Mission readiness depends on more than breakthrough technology. It depends on the facilities, utilities, production capacity and delivery teams that move capability from concept to deployment quickly.
The defining challenge facing the defense industrial base is no longer simply developing capability. It is scaling and fielding capability fast enough to meet strategic demand. Whether expanding missile production, modernizing infrastructure, increasing munitions capacity or standing up new manufacturing plants for next-generation systems, program success increasingly depends on accelerated deployment.

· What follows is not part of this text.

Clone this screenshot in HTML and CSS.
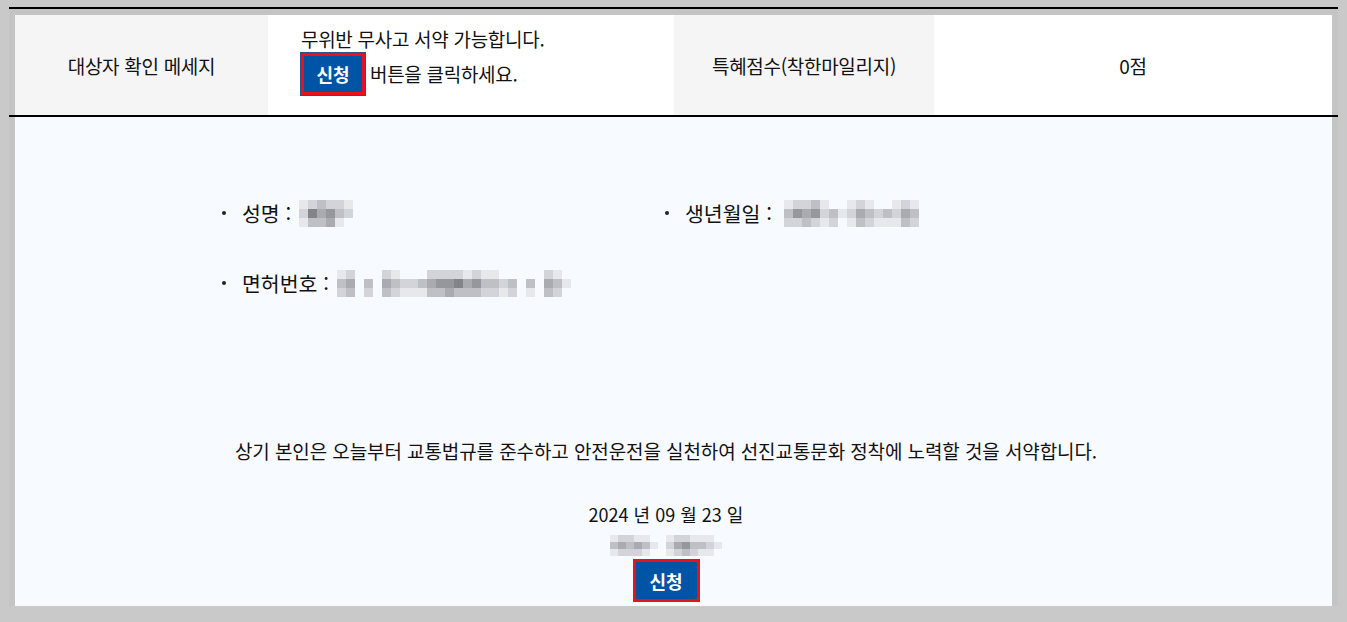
FILE: index.html
```html
<!DOCTYPE html>
<html lang="ko">
<head>
<meta charset="utf-8">
<title>무위반 무사고 서약</title>
<link rel="stylesheet" href="styles.css">
</head>
<body>
<div class="page">
  <div class="frame">
    <div class="info-row">
      <div class="cell head">대상자 확인 메세지</div>
      <div class="cell body msg">
        <p>무위반 무사고 서약 가능합니다.</p>
        <p class="msg-line"><span class="btn small">신청</span><span>버튼을 클릭하세요.</span></p>
      </div>
      <div class="cell head">특혜점수(착한마일리지)</div>
      <div class="cell body center">0점</div>
    </div>
  </div>
  <div class="divider"></div>
  <div class="frame">
    <div class="pledge">
      <div class="fields">
        <div class="field"><span class="dot"></span><span>성명 :</span><span class="mosaic"><i class="s1"></i><i class="s2"></i><i class="s1"></i><i class="s2"></i><i class="s6"></i><i class="s3"></i><i class="s3"></i><i class="s4"></i><i class="s3"></i><i class="s2"></i><i class="s5"></i><i class="s4"></i><i class="s2"></i><i class="s3"></i><i class="s1"></i><i class="s1"></i><i class="s2"></i><i class="s0"></i></span></div>
        <div class="field"><span class="dot"></span><span>생년월일 :</span><span class="mosaic wide"><i class="s1"></i><i class="s3"></i><i class="s2"></i><i class="s2"></i><i class="s5"></i><i class="s2"></i><i class="s2"></i><i class="s4"></i><i class="s3"></i><i class="s3"></i><i class="s5"></i><i class="s2"></i><i class="s1"></i><i class="s2"></i><i class="s1"></i><i class="s0"></i><i class="s3"></i><i class="s2"></i><i class="s0"></i><i class="s1"></i><i class="s0"></i><i class="s1"></i><i class="s2"></i><i class="s1"></i><i class="s2"></i><i class="s4"></i><i class="s3"></i><i class="s1"></i><i class="s3"></i><i class="s2"></i><i class="s0"></i><i class="s2"></i><i class="s1"></i><i class="s0"></i><i class="s3"></i><i class="s1"></i><i class="s1"></i><i class="s2"></i><i class="s1"></i><i class="s2"></i><i class="s4"></i><i class="s3"></i><i class="s1"></i><i class="s3"></i><i class="s2"></i></span></div>
        <div class="field"><span class="dot"></span><span>면허번호 :</span><span class="mosaic"><i class="s1"></i><i class="s3"></i><i class="s2"></i><i class="s2"></i><i class="s4"></i><i class="s3"></i><i class="s0"></i><i class="s0"></i><i class="s0"></i><i class="s0"></i><i class="s3"></i><i class="s2"></i><i class="s0"></i><i class="s0"></i><i class="s0"></i><i class="s2"></i><i class="s4"></i><i class="s3"></i><i class="s1"></i><i class="s3"></i><i class="s2"></i><i class="s0"></i><i class="s2"></i><i class="s1"></i><i class="s0"></i><i class="s2"></i><i class="s1"></i><i class="s0"></i><i class="s3"></i><i class="s1"></i><i class="s2"></i><i class="s4"></i><i class="s3"></i><i class="s2"></i><i class="s5"></i><i class="s3"></i><i class="s2"></i><i class="s5"></i><i class="s4"></i><i class="s2"></i><i class="s6"></i><i class="s3"></i><i class="s1"></i><i class="s4"></i><i class="s3"></i><i class="s2"></i><i class="s5"></i><i class="s3"></i><i class="s1"></i><i class="s3"></i><i class="s2"></i><i class="s1"></i><i class="s3"></i><i class="s2"></i><i class="s0"></i><i class="s2"></i><i class="s1"></i><i class="s0"></i><i class="s3"></i><i class="s2"></i><i class="s0"></i><i class="s0"></i><i class="s0"></i><i class="s0"></i><i class="s3"></i><i class="s1"></i><i class="s0"></i><i class="s0"></i><i class="s0"></i><i class="s2"></i><i class="s4"></i><i class="s3"></i><i class="s1"></i><i class="s3"></i><i class="s2"></i><i class="s0"></i><i class="s1"></i><i class="s0"></i></span></div>
      </div>
      <p class="statement">상기 본인은 오늘부터 교통법규를 준수하고 안전운전을 실천하여 선진교통문화 정착에 노력할 것을 서약합니다.</p>
      <p class="date">2024 년 09 월 23 일</p>
      <div class="signer">
        <span class="mosaic tiny"><i class="s1"></i><i class="s3"></i><i class="s1"></i><i class="s2"></i><i class="s4"></i><i class="s2"></i><i class="s2"></i><i class="s3"></i><i class="s2"></i><i class="s1"></i><i class="s4"></i><i class="s2"></i><i class="s1"></i><i class="s3"></i><i class="s1"></i><i class="s0"></i><i class="s1"></i><i class="s0"></i></span>
        <span class="mosaic tiny"><i class="s1"></i><i class="s2"></i><i class="s1"></i><i class="s2"></i><i class="s4"></i><i class="s2"></i><i class="s2"></i><i class="s5"></i><i class="s3"></i><i class="s1"></i><i class="s3"></i><i class="s2"></i><i class="s1"></i><i class="s3"></i><i class="s1"></i><i class="s1"></i><i class="s2"></i><i class="s1"></i><i class="s0"></i><i class="s1"></i><i class="s0"></i></span>
      </div>
      <span class="btn big">신청</span>
    </div>
  </div>
</div>
</body>
</html>
```

FILE: styles.css
```css
* { box-sizing: border-box; }
html, body { margin: 0; padding: 0; }
body {
  background: #c9c9c9;
  font-family: "Noto Sans CJK KR", "Noto Sans", sans-serif;
  color: #111;
  width: 1347px;
  height: 622px;
  overflow: hidden;
}
p { margin: 0; }
.page {
  padding: 7px 9px 0 9px;
}
.frame {
  background: #c4c4c4;
  padding: 0 6px;
}
.frame:first-child {
  border-top: 2px solid #000;
  padding-top: 6px;
}
.divider {
  height: 2px;
  background: #000;
}
.info-row {
  display: grid;
  grid-template-columns: 253px 406px 260px 398px;
  height: 100px;
}
.cell {
  display: flex;
  align-items: center;
  justify-content: center;
  font-size: 19px;
  letter-spacing: -0.3px;
}
.cell.head { background: #f5f5f5; }
.cell.body { background: #fff; }
.cell.msg {
  flex-direction: column;
  align-items: flex-start;
  justify-content: center;
  padding-left: 33px;
  gap: 1px;
  line-height: 26px;
  padding-bottom: 9px;
}
.msg-line {
  display: flex;
  align-items: center;
  gap: 5px;
}
.btn {
  display: inline-flex;
  align-items: center;
  justify-content: center;
  background: #0054a6;
  color: #fff;
  font-weight: 700;
  font-size: 18px;
  letter-spacing: 0;
  border: 3px solid #e8121c;
}
.btn.small {
  width: 64px;
  height: 42px;
  outline: 1px solid #2a4f8a;
}
.btn.big {
  width: 67px;
  height: 43px;
  margin-top: 3px;
}
.pledge {
  background: #f7faff;
  height: 489px;
  display: flex;
  flex-direction: column;
  align-items: center;
  padding: 0 15px 3px 0;
}
.fields {
  align-self: stretch;
  display: grid;
  grid-template-columns: 443px 1fr;
  row-gap: 40px;
  padding: 81px 0 0 205px;
}
.field {
  display: flex;
  align-items: center;
  height: 30px;
  font-size: 20.5px;
}
.dot {
  width: 4px;
  height: 4px;
  border-radius: 50%;
  background: #222;
  margin: 0 16px 0 2px;
}
.mosaic {
  display: inline-grid;
  grid-template-rows: repeat(3, 9px);
  grid-auto-flow: column;
  grid-auto-columns: 9px;
  margin-left: 8px;
}
.mosaic.wide { margin-left: 12px; }
.mosaic i { display: block; }
.mosaic.tiny {
  grid-template-rows: repeat(3, 7px);
  grid-auto-columns: 8px;
  margin: 0;
}
.s0 { background: #f7faff; }
.s1 { background: #e6e8ec; }
.s2 { background: #d3d4d9; }
.s3 { background: #bfc0c5; }
.s4 { background: #aaabb1; }
.s5 { background: #96979d; }
.s6 { background: #82848a; }
.statement {
  margin-top: 140px;
  font-size: 19px;
  line-height: 26px;
  letter-spacing: -0.1px;
}
.date {
  margin-top: 37px;
  font-size: 18px;
  line-height: 26px;
}
.signer {
  display: flex;
  gap: 8px;
  margin-top: 8px;
}
```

Geopolitical competition, growing demand for platforms and munitions, supply chain vulnerabilities and the need to strengthen domestic manufacturing capacity are forcing defense leaders to look beyond the traditional technology road map. The Department of Defense’s National Defense Industrial Strategy calls for an industrial base that can deliver at speed and scale while advancing four strategic priorities: resilient supply chains, workforce readiness, flexible acquisition and economic deterrence.
For installations, manufacturers and federal program leaders, that makes infrastructure delivery a strategic requirement. A utility service that cannot support new loads, a facility that cannot adapt to future production needs or a construction sequence that disrupts operations can delay training, production and deployment. In an era of strategic competition, those delays carry consequences beyond project schedules — many that can impact national security.
For decades, much of the industrial base was structured around predictable demand cycles and highly specialized production. Today’s environment requires a different level of responsiveness. Defense and federal teams must be able to expand capacity, reconfigure manufacturing environments and bring critical capability online faster without sacrificing quality, security or resilience.
Whether supporting a government installation or an original equipment manufacturer expanding production capacity, the challenge is the same: align infrastructure investment with mission demand. That alignment starts with an understanding of the physical systems that determine whether a program can move from approved need to operational capability quickly.